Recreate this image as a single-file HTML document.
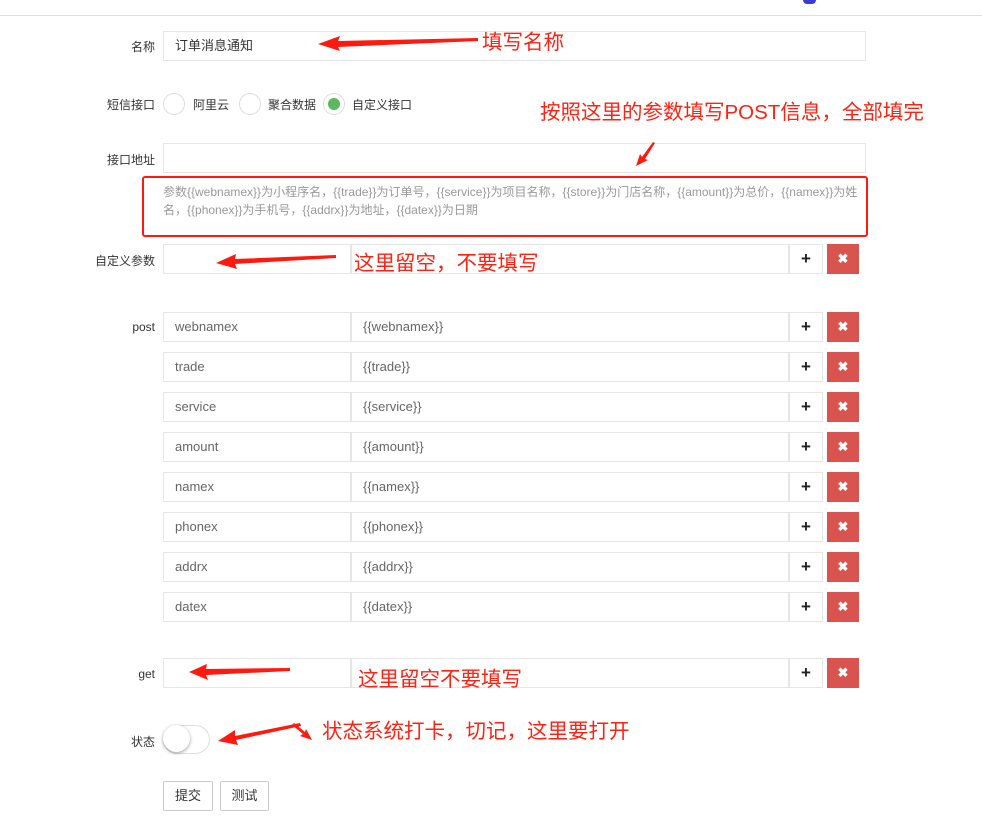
<!DOCTYPE html>
<html><head><meta charset="utf-8"><style>
body{margin:0;width:982px;height:826px;background:#fff;position:relative;overflow:hidden;font-family:"Liberation Sans","Noto Sans CJK SC",sans-serif;font-size:12px;color:#333}
.a{position:absolute}
.inp{position:absolute;border:1px solid #e5e6e7;background:#fff;box-sizing:border-box;height:30px;line-height:28px;padding-left:11px;font-size:13px;color:#666}
.lbl{position:absolute;text-align:right;width:155px;left:0;font-size:12px;color:#333}
.plus{position:absolute;left:789px;width:34px;height:30px;border:1px solid #e5e6e7;box-sizing:border-box;text-align:center;line-height:28px;font-size:17px;font-weight:bold;color:#222}
.x{position:absolute;left:827px;width:32px;height:30px;background:#d9534f;color:#fff;text-align:center;line-height:30px;font-size:13px;font-weight:bold}
.red{position:absolute;color:#ff2213;font-size:20.5px;white-space:nowrap}
.rad{position:absolute;width:22px;height:22px;border:1px solid #ddd;border-radius:50%;box-sizing:border-box;top:93px}
.btn{position:absolute;top:781px;height:30px;border:1px solid #ccc;border-radius:2px;box-sizing:border-box;line-height:28px;text-align:center;font-size:13px}
</style></head><body>
<div class="a" style="left:0;top:15px;width:982px;height:1px;background:#e0e0e0"></div>
<div class="a" style="left:803px;top:0;width:13px;height:4px;background:#3b3bd6;border-radius:0 0 7px 7px"></div>

<div class="lbl" style="top:38px">名称</div>
<div class="inp" style="left:163px;top:31px;width:703px;color:#333">订单消息通知</div>
<div class="red" style="left:482px;top:25px">填写名称</div>

<div class="lbl" style="top:96px">短信接口</div>
<div class="rad" style="left:163px"></div><div class="a" style="left:193px;top:96px">阿里云</div>
<div class="rad" style="left:239px"></div><div class="a" style="left:268px;top:96px">聚合数据</div>
<div class="rad" style="left:323px"></div><div class="a" style="left:328px;top:98px;width:12px;height:12px;border-radius:50%;background:#5cb85c"></div><div class="a" style="left:352px;top:96px">自定义接口</div>
<div class="red" style="left:540px;top:95px">按照这里的参数填写POST信息，全部填完</div>

<div class="lbl" style="top:151px">接口地址</div>
<div class="inp" style="left:163px;top:143px;width:703px"></div>
<div class="a" style="left:142px;top:176px;width:726px;height:61px;border:2px solid #ff1a10;border-radius:3px;box-sizing:border-box"></div>
<div class="a" style="left:163px;top:183px;width:698px;font-size:12px;color:#999;line-height:18px">参数{{webnamex}}为小程序名，{{trade}}为订单号，{{service}}为项目名称，{{store}}为门店名称，{{amount}}为总价，{{namex}}为姓名，{{phonex}}为手机号，{{addrx}}为地址，{{datex}}为日期</div>

<div class="lbl" style="top:252px">自定义参数</div>
<div class="inp" style="left:163px;top:244px;width:188px"></div>
<div class="inp" style="left:351px;top:244px;width:438px"></div>
<div class="plus" style="top:244px">+</div><div class="x" style="top:244px">✖</div>
<div class="red" style="left:354px;top:246px">这里留空，不要填写</div>

<div class="lbl" style="top:320px">post</div>
<div class="inp" style="left:163px;top:312px;width:188px">webnamex</div><div class="inp" style="left:351px;top:312px;width:438px">{{webnamex}}</div><div class="plus" style="top:312px">+</div><div class="x" style="top:312px">✖</div>
<div class="inp" style="left:163px;top:352px;width:188px">trade</div><div class="inp" style="left:351px;top:352px;width:438px">{{trade}}</div><div class="plus" style="top:352px">+</div><div class="x" style="top:352px">✖</div>
<div class="inp" style="left:163px;top:392px;width:188px">service</div><div class="inp" style="left:351px;top:392px;width:438px">{{service}}</div><div class="plus" style="top:392px">+</div><div class="x" style="top:392px">✖</div>
<div class="inp" style="left:163px;top:432px;width:188px">amount</div><div class="inp" style="left:351px;top:432px;width:438px">{{amount}}</div><div class="plus" style="top:432px">+</div><div class="x" style="top:432px">✖</div>
<div class="inp" style="left:163px;top:472px;width:188px">namex</div><div class="inp" style="left:351px;top:472px;width:438px">{{namex}}</div><div class="plus" style="top:472px">+</div><div class="x" style="top:472px">✖</div>
<div class="inp" style="left:163px;top:512px;width:188px">phonex</div><div class="inp" style="left:351px;top:512px;width:438px">{{phonex}}</div><div class="plus" style="top:512px">+</div><div class="x" style="top:512px">✖</div>
<div class="inp" style="left:163px;top:552px;width:188px">addrx</div><div class="inp" style="left:351px;top:552px;width:438px">{{addrx}}</div><div class="plus" style="top:552px">+</div><div class="x" style="top:552px">✖</div>
<div class="inp" style="left:163px;top:592px;width:188px">datex</div><div class="inp" style="left:351px;top:592px;width:438px">{{datex}}</div><div class="plus" style="top:592px">+</div><div class="x" style="top:592px">✖</div>

<div class="lbl" style="top:667px">get</div>
<div class="inp" style="left:163px;top:658px;width:188px"></div>
<div class="inp" style="left:351px;top:658px;width:438px"></div>
<div class="plus" style="top:658px">+</div><div class="x" style="top:658px">✖</div>
<div class="red" style="left:358px;top:662px">这里留空不要填写</div>

<div class="lbl" style="top:733px">状态</div>
<div class="a" style="left:163px;top:725px;width:47px;height:29px;border:1px solid #dfdfdf;border-radius:15px;box-sizing:border-box"></div>
<div class="a" style="left:163px;top:725px;width:27px;height:27px;border-radius:50%;background:#fff;box-shadow:0 1px 3px rgba(0,0,0,.4)"></div>
<div class="red" style="left:322px;top:714px">状态系统打卡，切记，这里要打开</div>

<div class="btn" style="left:163px;width:50px">提交</div>
<div class="btn" style="left:220px;width:49px">测试</div>

<svg class="a" style="left:0;top:0" width="982" height="826">
<g fill="#ff1a10">
<polygon points="318,44 340,36 338,41 478,38 478,41 338,47 340,51"/>
<polygon points="636,166 640,154 642,157 653,142 655,143 645,159 648,160"/>
<polygon points="216,263 236,254 235,259 336,255 336,258 235,264 237,269"/>
<polygon points="189,672 207,664 206,669 290,668 290,671 206,675 208,680"/>
<polygon points="218,741 235,730 235,736 300,723 301,726 236,740 238,745"/>
<polygon points="312,740 300,736 303,734 292,725 294,723 305,732 306,729"/>
</g>
</svg>
</body></html>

::::::::

## Task brief
Copy the listing in full and without alteration, omitting every picture.

## Full response
Recreate this image as a single-file HTML document.
<!DOCTYPE html>
<html><head><meta charset="utf-8"><style>
body{margin:0;width:982px;height:826px;background:#fff;position:relative;overflow:hidden;font-family:"Liberation Sans","Noto Sans CJK SC",sans-serif;font-size:12px;color:#333}
.a{position:absolute}
.inp{position:absolute;border:1px solid #e5e6e7;background:#fff;box-sizing:border-box;height:30px;line-height:28px;padding-left:11px;font-size:13px;color:#666}
.lbl{position:absolute;text-align:right;width:155px;left:0;font-size:12px;color:#333}
.plus{position:absolute;left:789px;width:34px;height:30px;border:1px solid #e5e6e7;box-sizing:border-box;text-align:center;line-height:28px;font-size:17px;font-weight:bold;color:#222}
.x{position:absolute;left:827px;width:32px;height:30px;background:#d9534f;color:#fff;text-align:center;line-height:30px;font-size:13px;font-weight:bold}
.red{position:absolute;color:#ff2213;font-size:20.5px;white-space:nowrap}
.rad{position:absolute;width:22px;height:22px;border:1px solid #ddd;border-radius:50%;box-sizing:border-box;top:93px}
.btn{position:absolute;top:781px;height:30px;border:1px solid #ccc;border-radius:2px;box-sizing:border-box;line-height:28px;text-align:center;font-size:13px}
</style></head><body>
<div class="a" style="left:0;top:15px;width:982px;height:1px;background:#e0e0e0"></div>
<div class="a" style="left:803px;top:0;width:13px;height:4px;background:#3b3bd6;border-radius:0 0 7px 7px"></div>

<div class="lbl" style="top:38px">名称</div>
<div class="inp" style="left:163px;top:31px;width:703px;color:#333">订单消息通知</div>
<div class="red" style="left:482px;top:25px">填写名称</div>

<div class="lbl" style="top:96px">短信接口</div>
<div class="rad" style="left:163px"></div><div class="a" style="left:193px;top:96px">阿里云</div>
<div class="rad" style="left:239px"></div><div class="a" style="left:268px;top:96px">聚合数据</div>
<div class="rad" style="left:323px"></div><div class="a" style="left:328px;top:98px;width:12px;height:12px;border-radius:50%;background:#5cb85c"></div><div class="a" style="left:352px;top:96px">自定义接口</div>
<div class="red" style="left:540px;top:95px">按照这里的参数填写POST信息，全部填完</div>

<div class="lbl" style="top:151px">接口地址</div>
<div class="inp" style="left:163px;top:143px;width:703px"></div>
<div class="a" style="left:142px;top:176px;width:726px;height:61px;border:2px solid #ff1a10;border-radius:3px;box-sizing:border-box"></div>
<div class="a" style="left:163px;top:183px;width:698px;font-size:12px;color:#999;line-height:18px">参数{{webnamex}}为小程序名，{{trade}}为订单号，{{service}}为项目名称，{{store}}为门店名称，{{amount}}为总价，{{namex}}为姓名，{{phonex}}为手机号，{{addrx}}为地址，{{datex}}为日期</div>

<div class="lbl" style="top:252px">自定义参数</div>
<div class="inp" style="left:163px;top:244px;width:188px"></div>
<div class="inp" style="left:351px;top:244px;width:438px"></div>
<div class="plus" style="top:244px">+</div><div class="x" style="top:244px">✖</div>
<div class="red" style="left:354px;top:246px">这里留空，不要填写</div>

<div class="lbl" style="top:320px">post</div>
<div class="inp" style="left:163px;top:312px;width:188px">webnamex</div><div class="inp" style="left:351px;top:312px;width:438px">{{webnamex}}</div><div class="plus" style="top:312px">+</div><div class="x" style="top:312px">✖</div>
<div class="inp" style="left:163px;top:352px;width:188px">trade</div><div class="inp" style="left:351px;top:352px;width:438px">{{trade}}</div><div class="plus" style="top:352px">+</div><div class="x" style="top:352px">✖</div>
<div class="inp" style="left:163px;top:392px;width:188px">service</div><div class="inp" style="left:351px;top:392px;width:438px">{{service}}</div><div class="plus" style="top:392px">+</div><div class="x" style="top:392px">✖</div>
<div class="inp" style="left:163px;top:432px;width:188px">amount</div><div class="inp" style="left:351px;top:432px;width:438px">{{amount}}</div><div class="plus" style="top:432px">+</div><div class="x" style="top:432px">✖</div>
<div class="inp" style="left:163px;top:472px;width:188px">namex</div><div class="inp" style="left:351px;top:472px;width:438px">{{namex}}</div><div class="plus" style="top:472px">+</div><div class="x" style="top:472px">✖</div>
<div class="inp" style="left:163px;top:512px;width:188px">phonex</div><div class="inp" style="left:351px;top:512px;width:438px">{{phonex}}</div><div class="plus" style="top:512px">+</div><div class="x" style="top:512px">✖</div>
<div class="inp" style="left:163px;top:552px;width:188px">addrx</div><div class="inp" style="left:351px;top:552px;width:438px">{{addrx}}</div><div class="plus" style="top:552px">+</div><div class="x" style="top:552px">✖</div>
<div class="inp" style="left:163px;top:592px;width:188px">datex</div><div class="inp" style="left:351px;top:592px;width:438px">{{datex}}</div><div class="plus" style="top:592px">+</div><div class="x" style="top:592px">✖</div>

<div class="lbl" style="top:667px">get</div>
<div class="inp" style="left:163px;top:658px;width:188px"></div>
<div class="inp" style="left:351px;top:658px;width:438px"></div>
<div class="plus" style="top:658px">+</div><div class="x" style="top:658px">✖</div>
<div class="red" style="left:358px;top:662px">这里留空不要填写</div>

<div class="lbl" style="top:733px">状态</div>
<div class="a" style="left:163px;top:725px;width:47px;height:29px;border:1px solid #dfdfdf;border-radius:15px;box-sizing:border-box"></div>
<div class="a" style="left:163px;top:725px;width:27px;height:27px;border-radius:50%;background:#fff;box-shadow:0 1px 3px rgba(0,0,0,.4)"></div>
<div class="red" style="left:322px;top:714px">状态系统打卡，切记，这里要打开</div>

<div class="btn" style="left:163px;width:50px">提交</div>
<div class="btn" style="left:220px;width:49px">测试</div>

<svg class="a" style="left:0;top:0" width="982" height="826">
<g fill="#ff1a10">
<polygon points="318,44 340,36 338,41 478,38 478,41 338,47 340,51"/>
<polygon points="636,166 640,154 642,157 653,142 655,143 645,159 648,160"/>
<polygon points="216,263 236,254 235,259 336,255 336,258 235,264 237,269"/>
<polygon points="189,672 207,664 206,669 290,668 290,671 206,675 208,680"/>
<polygon points="218,741 235,730 235,736 300,723 301,726 236,740 238,745"/>
<polygon points="312,740 300,736 303,734 292,725 294,723 305,732 306,729"/>
</g>
</svg>
</body></html>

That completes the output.